Inside BHC, more than 50 people, including police, fire and health officials, residents and staff people from institutions such as the JCC and area schools, gathered to give and get information on the best ways to respond when something odd shows up in the mail.
Longtime community activist Judith Berger and her daughter Leslie, of Lochearn, through it was important to attend.
“I think there’s a public issue. There’s been a lot of violence and I think it’s important for everybody,” Judith said.
“Particularly in light of Pittsburgh and the anti-Semitism and the KKK flyers,” Leslie said. “I’m concerned about security and safety when you go to events at Jewish institutions. And you worry, how safe is it?”
After three hours of presentations by the Baltimore County police hazardous device team, the fire department’s hazardous materials team and a county public health emergency preparedness coordinator, attendees were versed in the three-pronged county response, what they should look for and what they should do with suspicious mail or packages.
Baltimore County Police Cpl. Robert Conroy, of the Hazardous Devices Team, ran through assessing and responding to phone, verbal or written bomb threats and suspicious mail and packages and how the hazmat team handles such calls.
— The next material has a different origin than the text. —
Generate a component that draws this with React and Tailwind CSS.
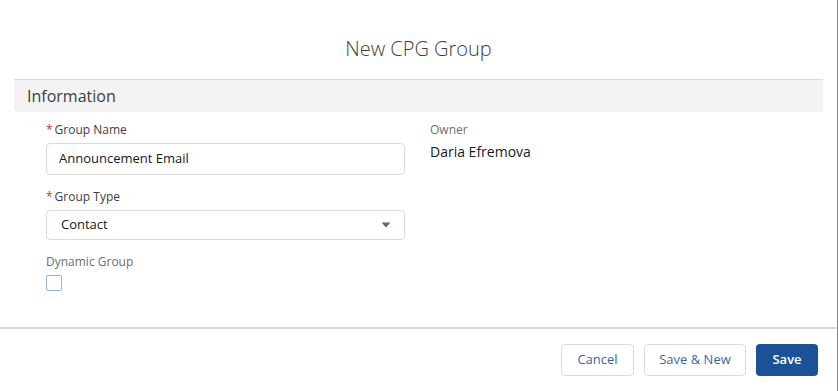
import React from "react"

const font = { fontFamily: '"Open Sans", "Liberation Sans", sans-serif' }

function Label({ children, required, muted }) {
  return (
    <div className={`text-[12px] leading-[18px] ${muted ? "text-[#706e6b]" : "text-[#3e3e3c]"}`}>
      {required && <span className="text-[#c23934] mr-[2px]">*</span>}
      {children}
    </div>
  )
}

export default function App() {
  return (
    <div
      className="w-[838px] h-[391px] bg-white border-r border-[#8c8c8c] flex flex-col text-[#080707]"
      style={font}
    >
      {/* Modal header */}
      <div className="h-[79px] pt-[35px] text-center text-[20px] leading-[28px] font-light text-[#3e3e3c]">
        New CPG Group
      </div>

      {/* Section title */}
      <div className="mx-[14px] h-[33px] border-t border-[#dddbda] bg-[#f3f3f3] rounded-b-[4px] px-[13px] flex items-center text-[16px] text-[#3e3e3c]">
        Information
      </div>

      {/* Form */}
      <div className="pl-[46px] pr-[48px] pt-[9px] grid grid-cols-2 gap-x-[25px]">
        <div className="flex flex-col">
          <Label required>Group Name</Label>
          <div className="mt-[4px] h-[32px] border border-[#dddbda] rounded-[4px] px-[12px] flex items-center text-[13px] text-[#181818]">
            Announcement Email
          </div>

          <div className="mt-[13px]">
            <Label required>Group Type</Label>
          </div>
          <div className="mt-[4px] h-[30px] border border-[#dddbda] rounded-[4px] pl-[14px] pr-[13px] flex items-center justify-between text-[13px] text-[#181818]">
            <span>Contact</span>
            <svg width="10" height="6" viewBox="0 0 10 6">
              <path d="M0.5 0.5 L9.5 0.5 L5 5.5 Z" fill="#54698d" />
            </svg>
          </div>

          <div className="mt-[13px]">
            <Label muted>Dynamic Group</Label>
          </div>
          <div className="mt-[4px] w-[16px] h-[16px] border border-[#8fb0e3] rounded-[2px] bg-white" />
        </div>

        <div className="flex flex-col">
          <Label muted>Owner</Label>
          <div className="mt-[3px] text-[14px] leading-[20px] text-[#16191f]">Daria Efremova</div>
        </div>
      </div>

      <div className="flex-1" />

      {/* Footer */}
      <div className="h-[64px] border-t-2 border-[#dddbda] flex items-center justify-end gap-[10px] pr-[19px] text-[13px]">
        <button className="h-[32px] w-[73px] border border-[#dddbda] rounded-[4px] bg-white text-[#3a66a6]">
          Cancel
        </button>
        <button className="h-[32px] w-[102px] border border-[#dddbda] rounded-[4px] bg-white text-[#3a66a6]">
          Save &amp; New
        </button>
        <button className="h-[32px] w-[62px] rounded-[4px] bg-[#1b5297] text-white font-semibold">
          Save
        </button>
      </div>
    </div>
  )
}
He urged businesses and institutions to be prepared by establishing a Bomb Threat Response Plan, including designating a person of contact, or Site Decision Maker, to interface with emergency responders. A thumb drive on a key ring that includes building plans, photos and other pertinent information and keys to the property should be part of an emergency “tool kit,” so time is not wasted finding needed information and access to the property.
People who find or receive a suspicious package or letter should not touch, tamper with or move the item and immediately contact the Site Decision Maker and call 911.
“Do not move the package; move the people,” Conroy said.
Conroy told the story of a local candidate’s office receiving a strange shoebox-shaped package from overseas with wires sticking out of it. Not sure what to do, the staff left the item in the office for two weeks. Someone finally called police.
“We were able to X-ray and clear it. It wasn’t a bomb,” he said.
But Conroy urged people when confronting a suspicious package or letter to call 911 and notify the Site Decision Maker, clear the immediate area, limit access to the building, offer a detailed description of the item and its location to responders and to not operate electronic devices near the item. The Site Decision Maker should then brief emergency personnel when they arrive and stay available in case they are needed.
In 2018, the county’s Hazardous Device Team clocked 179 responses for service, including for improvised destructive devices, incendiary devices, bomb threats, suspicious items, pyrotechnics, ammunition and even military ordnance. Maryland was fourth in the nation in the number of bomb threats reported in 2016, according to the Bureau of Alcohol, Tobacco and Firearms.
Meanwhile, the fire department’s hazmat team discussed what makes for a suspicious package, including excessive tape or string around the item, a rigid or bulky, lopsided or uneven package, protruding wires, oily stains, discoloration or crystallization on the wrapping, inaccurate or odd names on the address or return address labels or a strange odor.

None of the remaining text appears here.